Ardent internationalist and progressive icon, W. E. B. Du Bois in 1929 requested a note from Gandhi "to the American Negro," to be included in the NAACP journal The Crisis. Gandhi's note was published in the July 1929 issue, reproduced in a facsimile of his typed version:

Let not the 12 million Negroes be ashamed of the fact that they are the grand children of the slaves. There is no dishonour in being slaves. There is dishonour in being slave-owners. But let us not think of honor and dishonor in connection with the past. Let us realize that the future is with those who would be truthful, pure and loving. For as the old wise men have said, truth ever is, untruth never was. Love alone binds and truth and love accrue only to the truly humble.

(Du Bois and Gandhi)

Du Bois, in commenting upon it, configured a meaning for The Crisis that is hardly a simple translation of Gandhi's note. His note, in much smaller, italicized print to the left of Gandhi's big typeface, acts as both biography and pedagogy. It begins, quite literally, with "Mohandas Karamchand Gandhi, the greatest colored man in the world, and perhaps the greatest man in the world." Du Bois then provides some details about Gandhi's education in England and his public life in South Africa, where "He gave up the law and devoted himself to the Indian people who were being persecuted along with the natives in the land." During the Boer War, Gandhi served with the Red Cross, "attending friend and foe alike. . . . For twenty years he toiled in South Africa to remove race prejudice." Upon returning to India, Gandhi was disillusioned by the repression following the First World War, "the massacre of Amritsar, and the infamous Rowlatt bills," at which point

He came out for Home Rule and announced his great Gospel of conquest through peace. Agitation, non-violence, refusal to cooperate with the oppressor, became his watchword and with it he is leading all India to freedom. Here and today, he stretches out his hand in fellowship to his colored friends of the West.

(Du Bois and Gandhi)

Du Bois here acts as both interlocutor and introducer, as much explicator as translator: he introduces and contextualizes Gandhi, but he also defines for his readership the note and the man who wrote it. He transfigures Gandhi into a specifically Christian and United States idiom: a colored man preaching a "great Gospel of conquest through peace." Du Bois's [End Page 537] gloss partially reconfigures the sentences that Gandhi had put together, and it mistranslates the impulse of Gandhi's energy, for "agitation, non-violence, refusal" is a somewhat particular trinity to label as "Gandhi's watchword." This transfiguration, however, is both the conversion (the production of new objects) that makes Gandhi's work available for Du Bois's project, and the failure of translation that preserves Gandhi in his particularity. Instead of translating Gandhi with perfect fidelity, Du Bois translates Gandhi with what we might think of as "audience fidelity": with relevance to the audience for whom The Crisis is written, and the space within which it takes its political stance.

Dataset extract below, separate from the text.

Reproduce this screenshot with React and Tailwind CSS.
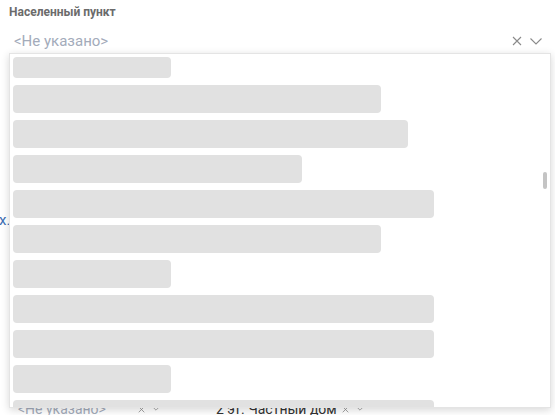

In the same year, Du Bois also solicited a note for The Crisis from Rabindranath Tagore, which he included in the October 1929 "Children's Number." The note reads:

What is the greatest fact of this age? It is that the messenger has knocked at our gate and all the bars have given way. Our doors have burst open. The human races have come out of their enclosures. They have gathered together.

We have been engaged in cultivating each his own individual life, within the fenced seclusion of our racial tradition. We had neither the wisdom nor the opportunity to harmonize our growth with world tendencies. But there are no longer walls to hide us. We have at length to prove our worth to the whole world, not merely to admiring groups of our own people. We must justify our own existence. We must show, each in our own civilization, that...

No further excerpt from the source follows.